In the event the Court adopts this Report and Recommendation by Order, the date of that Order should be the cutoff date for the Class.
CONCLUSION
Consequently, the undersigned Magistrate Judge hereby RECOMMENDS that Plaintiff's Motion for Class Certification [Docket No. 54] be GRANTED IN PART and DENIED IN PART. The motion should be GRANTED as to Plaintiffs Counts I (OCPA), III (breach of implied warranty), and V (unjust enrichment), and DENIED as to Count II (breach of express warranty). Furthermore, the undersigned Magistrate Judge finds that Plaintiff's counsel of record should be, and hereby are, appointed as counsel for the class.

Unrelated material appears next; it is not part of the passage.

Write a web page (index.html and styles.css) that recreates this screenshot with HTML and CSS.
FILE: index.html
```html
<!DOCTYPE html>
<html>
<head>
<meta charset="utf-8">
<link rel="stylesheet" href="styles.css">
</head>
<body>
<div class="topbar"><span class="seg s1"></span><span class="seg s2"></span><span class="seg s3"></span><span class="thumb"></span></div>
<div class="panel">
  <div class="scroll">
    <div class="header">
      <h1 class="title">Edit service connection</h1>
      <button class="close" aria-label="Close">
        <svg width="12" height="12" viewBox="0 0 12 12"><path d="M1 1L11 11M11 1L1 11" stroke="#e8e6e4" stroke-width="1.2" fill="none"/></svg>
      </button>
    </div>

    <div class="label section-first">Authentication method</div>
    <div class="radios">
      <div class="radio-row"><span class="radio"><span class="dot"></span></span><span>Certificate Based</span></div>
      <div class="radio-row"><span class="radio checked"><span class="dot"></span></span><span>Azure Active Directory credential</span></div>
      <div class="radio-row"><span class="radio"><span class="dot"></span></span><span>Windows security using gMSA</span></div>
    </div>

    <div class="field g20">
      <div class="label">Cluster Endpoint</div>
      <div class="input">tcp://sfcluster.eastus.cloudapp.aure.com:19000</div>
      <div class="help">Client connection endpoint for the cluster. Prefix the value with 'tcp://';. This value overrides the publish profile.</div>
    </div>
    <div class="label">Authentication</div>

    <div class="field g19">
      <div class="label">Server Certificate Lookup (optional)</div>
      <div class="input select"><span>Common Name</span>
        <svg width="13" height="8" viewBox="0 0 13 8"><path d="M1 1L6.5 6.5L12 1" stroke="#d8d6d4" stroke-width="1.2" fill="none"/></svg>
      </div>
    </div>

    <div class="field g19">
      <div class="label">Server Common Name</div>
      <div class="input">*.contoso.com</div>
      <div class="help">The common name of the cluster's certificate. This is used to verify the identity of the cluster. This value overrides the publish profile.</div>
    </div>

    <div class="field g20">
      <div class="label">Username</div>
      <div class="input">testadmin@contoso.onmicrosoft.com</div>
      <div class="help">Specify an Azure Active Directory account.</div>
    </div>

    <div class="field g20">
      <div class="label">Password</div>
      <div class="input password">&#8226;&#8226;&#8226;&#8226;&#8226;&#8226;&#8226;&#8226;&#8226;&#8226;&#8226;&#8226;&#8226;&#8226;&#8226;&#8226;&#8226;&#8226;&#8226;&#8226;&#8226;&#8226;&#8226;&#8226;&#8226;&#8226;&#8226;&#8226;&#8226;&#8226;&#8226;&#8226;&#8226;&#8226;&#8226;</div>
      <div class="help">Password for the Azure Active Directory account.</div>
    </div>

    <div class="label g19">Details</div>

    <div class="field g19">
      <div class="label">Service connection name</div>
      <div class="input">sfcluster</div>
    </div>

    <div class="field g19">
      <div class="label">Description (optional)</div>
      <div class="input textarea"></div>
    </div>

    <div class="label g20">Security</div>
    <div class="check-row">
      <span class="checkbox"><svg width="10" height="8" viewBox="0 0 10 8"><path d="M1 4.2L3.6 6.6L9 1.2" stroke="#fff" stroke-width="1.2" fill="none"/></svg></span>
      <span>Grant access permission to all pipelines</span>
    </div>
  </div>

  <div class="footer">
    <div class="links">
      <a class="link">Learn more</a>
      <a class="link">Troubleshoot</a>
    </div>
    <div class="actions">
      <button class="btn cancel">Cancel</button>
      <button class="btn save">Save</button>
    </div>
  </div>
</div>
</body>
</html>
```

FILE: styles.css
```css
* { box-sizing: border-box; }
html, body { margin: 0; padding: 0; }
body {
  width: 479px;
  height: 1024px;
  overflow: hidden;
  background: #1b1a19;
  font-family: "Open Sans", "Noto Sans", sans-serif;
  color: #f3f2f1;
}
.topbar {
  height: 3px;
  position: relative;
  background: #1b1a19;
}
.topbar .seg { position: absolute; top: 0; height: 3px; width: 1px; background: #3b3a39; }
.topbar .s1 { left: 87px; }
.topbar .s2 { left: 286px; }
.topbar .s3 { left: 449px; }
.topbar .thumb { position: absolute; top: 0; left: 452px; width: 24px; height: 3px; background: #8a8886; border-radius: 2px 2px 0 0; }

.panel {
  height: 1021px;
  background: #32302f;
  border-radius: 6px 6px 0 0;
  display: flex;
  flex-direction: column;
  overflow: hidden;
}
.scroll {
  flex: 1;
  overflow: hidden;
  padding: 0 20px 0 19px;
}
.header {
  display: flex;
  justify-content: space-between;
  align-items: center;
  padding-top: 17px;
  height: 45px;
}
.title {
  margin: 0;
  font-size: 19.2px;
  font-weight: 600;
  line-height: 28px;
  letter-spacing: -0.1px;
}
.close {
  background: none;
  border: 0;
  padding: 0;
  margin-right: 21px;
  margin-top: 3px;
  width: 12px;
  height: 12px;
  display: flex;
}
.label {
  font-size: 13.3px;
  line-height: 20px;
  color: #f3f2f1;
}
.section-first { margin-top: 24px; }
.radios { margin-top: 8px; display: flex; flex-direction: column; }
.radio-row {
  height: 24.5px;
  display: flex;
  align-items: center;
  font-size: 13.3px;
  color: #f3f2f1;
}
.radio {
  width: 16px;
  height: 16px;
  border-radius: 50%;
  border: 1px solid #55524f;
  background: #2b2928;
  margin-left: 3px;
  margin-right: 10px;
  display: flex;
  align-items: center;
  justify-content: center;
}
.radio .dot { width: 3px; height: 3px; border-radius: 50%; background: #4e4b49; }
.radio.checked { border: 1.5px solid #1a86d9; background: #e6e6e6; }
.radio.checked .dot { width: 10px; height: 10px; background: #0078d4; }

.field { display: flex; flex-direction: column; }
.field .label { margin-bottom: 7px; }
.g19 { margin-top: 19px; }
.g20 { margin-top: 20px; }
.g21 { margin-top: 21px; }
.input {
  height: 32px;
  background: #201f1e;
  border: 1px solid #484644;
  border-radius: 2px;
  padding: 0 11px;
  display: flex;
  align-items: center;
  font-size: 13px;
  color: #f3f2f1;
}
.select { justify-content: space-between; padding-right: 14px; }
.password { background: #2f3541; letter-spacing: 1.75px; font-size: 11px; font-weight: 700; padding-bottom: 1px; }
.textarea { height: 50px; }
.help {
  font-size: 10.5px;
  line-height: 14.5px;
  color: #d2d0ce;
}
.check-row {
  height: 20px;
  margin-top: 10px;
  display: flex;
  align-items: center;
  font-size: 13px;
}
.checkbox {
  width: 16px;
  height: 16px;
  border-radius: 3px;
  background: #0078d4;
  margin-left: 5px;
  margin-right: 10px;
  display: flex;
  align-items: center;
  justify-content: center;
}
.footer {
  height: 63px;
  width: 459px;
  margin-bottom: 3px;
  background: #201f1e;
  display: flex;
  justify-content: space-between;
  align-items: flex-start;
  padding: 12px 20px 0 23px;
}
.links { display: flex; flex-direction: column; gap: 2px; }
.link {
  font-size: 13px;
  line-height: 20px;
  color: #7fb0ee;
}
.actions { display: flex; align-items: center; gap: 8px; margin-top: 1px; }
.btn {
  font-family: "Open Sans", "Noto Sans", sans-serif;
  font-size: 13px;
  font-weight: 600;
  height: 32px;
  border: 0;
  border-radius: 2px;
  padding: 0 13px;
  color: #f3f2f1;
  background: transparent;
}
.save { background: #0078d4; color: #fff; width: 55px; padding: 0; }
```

Because the Court determined that certification is appropriate under Fed.R.Civ.P. 23(b)(3), notice must be given to the class members. The undersigned Magistrate Judge therefore directs the parties to confer and submit to the court the agreed-upon notice within 28 days of this Report and Recommendation being adopted and made final, and ORDERS such notice to be served upon class members pursuant to Fed.R.Civ.P. 23(c)(2)(B) at that time. If the parties are unable to agree on the text of the notice, they shall jointly file by the same date Plaintiff's proposed text interlineated with Defendant's objections. Each party may also submit a separate brief in support of its position, to be filed simultaneously with the interlineated version of Plaintiff's proposed notice. Such briefs may not exceed ten (10) pages. Any response or reply is permitted only with leave of court upon a showing of good cause.
Any objections to this Report and Recommendation must be filed within fourteen days. See 18 U.S.C. § 636(b)(1); Fed.R.Civ.P. 72(b). Any objections and response shall each be limited to 10 pages and a reply is permitted only with leave of court upon a showing of good cause.